Apart from alcohol and tobacco, BAA is planning to keep the prices of most duty-free goods the same and make up for losses by higher sales. It is still forecasting a net fall in income of pounds 30m-pounds 40m this year following the end of duty-free.

The company is increasing retail space at its long-haul terminals by 15 per cent and plans to open duty-paid facilities in arrivals this September. BAA confirmed it was part of a consortium bidding for Rome's airport operations but said it did not expect to take more than 25 per cent of the venture.

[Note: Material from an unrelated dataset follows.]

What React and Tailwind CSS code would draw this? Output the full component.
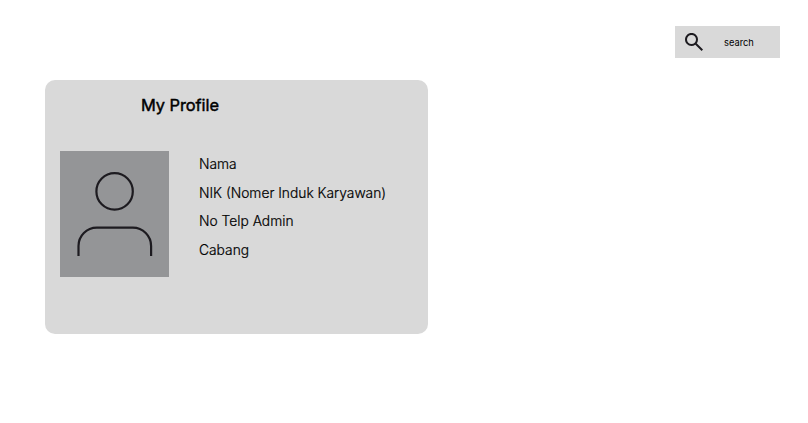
const fields = ["Nama", "NIK (Nomer Induk Karyawan)", "No Telp Admin", "Cabang"];

function SearchIcon() {
  return (
    <svg className="ml-[7.5px] size-[24px] shrink-0" viewBox="0 0 24 24" fill="#1d1b20">
      <path d="m19.6 21-6.3-6.3A6.1 6.1 0 0 1 9.5 16a6.27 6.27 0 0 1-4.613-1.888C3.63 12.854 3 11.317 3 9.5s.63-3.354 1.887-4.613C6.146 3.63 7.683 3 9.5 3s3.354.63 4.613 1.887C15.37 6.146 16 7.683 16 9.5a6.1 6.1 0 0 1-1.3 3.8l6.3 6.3zM9.5 14q1.875 0 3.188-1.312Q14 11.375 14 9.5t-1.312-3.188T9.5 5 6.313 6.313 5 9.5t1.313 3.188T9.5 14" />
    </svg>
  );
}

function Avatar() {
  return (
    <svg className="h-[126px] w-[109px] shrink-0 bg-[#949597]" viewBox="0 0 109 126" fill="none" stroke="#1d1b20" strokeWidth="2.2">
      <circle cx="54.6" cy="40.4" r="18.2" />
      <path d="M18.5 105V95a18.3 18.3 0 0 1 18.3-18.3h36A18.3 18.3 0 0 1 91.1 95v10" />
    </svg>
  );
}

export default function App() {
  return (
    <main className="h-[423px] w-[808px] overflow-hidden bg-white font-['Inter',sans-serif] text-black">
      <header className="flex h-20 justify-end pt-[25.5px] pr-[28.5px]">
        <div className="flex h-[32.5px] w-[105px] items-center bg-[#d9d9d9]">
          <SearchIcon />
          <span className="ml-[18px] pt-[2px] text-[9.3px]">search</span>
        </div>
      </header>
      <section className="ml-[45px] h-[253.5px] w-[382.5px] rounded-[10px] bg-[#d9d9d9]">
        <h1 className="h-[71px] pt-[13px] pl-[96px] text-[16.4px] leading-6 font-normal tracking-[-0.05px] [-webkit-text-stroke:0.45px_black]">My Profile</h1>
        <div className="flex pl-[15px]">
          <Avatar />
          <ul className="-mt-px ml-[30px] text-[13.8px] leading-[28.5px] font-light whitespace-nowrap [-webkit-text-stroke:0.2px_black]">
            {fields.map((field) => <li key={field}>{field}</li>)}
          </ul>
        </div>
      </section>
    </main>
  );
}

The privatisation of the remaining 54 per cent stake in Aeroporti di Roma is expected to raise about pounds 500m and BAA's partners are the Italian holding company CIR and Banca di Roma.

The group's new chief executive, Mike Hodgkinson, who takes over from Sir John in October, is aiming to increase BAA's portfolio of overseas airports by one or two a year.

Quarterly profits at Heathrow rose 3 per cent to pounds 90m and at Gatwick they increased by 11 per cent to pounds 41m. Net retail income for the period was up by 7 per cent to pounds 129m, or pounds 4.33 per passenger.